What is Data Infrastructure?
Data Infrastructure refers to the foundational systems, technologies, and architectures that store, process, move, and manage data across an organization.
Definition
Data Infrastructure is the combination of hardware, software, cloud services, networks, and platforms that enable the collection, storage, integration, processing, and delivery of data for operational and analytical use.
Key Takeaways
- Consists of storage systems, databases, pipelines, and compute resources.
- Enables scalable analytics, AI, automation, and digital operations.
- Must be reliable, secure, and optimized for diverse workloads.

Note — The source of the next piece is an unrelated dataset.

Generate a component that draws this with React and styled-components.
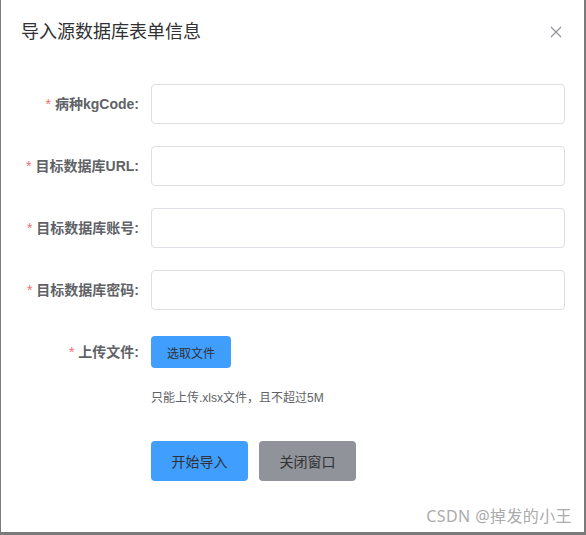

Understanding Data Infrastructure
Modern organizations rely on vast quantities of data generated from applications, users, sensors, machines, and external sources. Data infrastructure provides the backbone that makes data accessible, high-quality, and usable.
Key components include:
- Storage systems: data lakes, warehouses, lakehouses.
- Processing engines: Spark, Flink, cloud compute.
- Pipelines and integration tools: ETL/ELT systems, messaging queues.
- Networking: APIs, cloud networks, on-prem connections.
- Security & governance: access control, encryption, auditing.
Cloud platforms (AWS, Azure, Google Cloud) have transformed data infrastructure into scalable, on-demand services that support global operations.
Importance in Business or Economics
- Enables real-time analytics and automation.
- Supports AI and machine learning workloads.
- Reduces operational risks through robust, governed systems.
- Lowers infrastructure costs with cloud elasticity.
Types or Variations
- On-Premises Infrastructure – Traditional in-house servers and systems.
- Cloud Infrastructure – Fully managed cloud-native storage and compute.
- Hybrid Infrastructure – Combination of on-prem and cloud systems.
- Distributed Infrastructure – Data systems spread across regions or edge locations.
- Data Architecture
- Cloud Computing
- Data Pipelines
- Data Lakehouse
Sources and Further Reading
- Google Cloud Architecture Framework
- AWS Well-Architected Data Pillar
- Databricks: Modern Data Infrastructure Reports
Quick Reference
- Backbone of data-driven operations
- Includes storage, pipelines, compute, and security
- Essential for AI, analytics, and digital transformation
Frequently Asked Questions (FAQs)
Is data infrastructure the same as data architecture?
No, architecture is the blueprint; infrastructure is the actual systems and technologies.
What makes a good data infrastructure?
Scalability, reliability, security, and ease of integration.
Do small businesses need data infrastructure?
Yes, even basic cloud data tools count as infrastructure.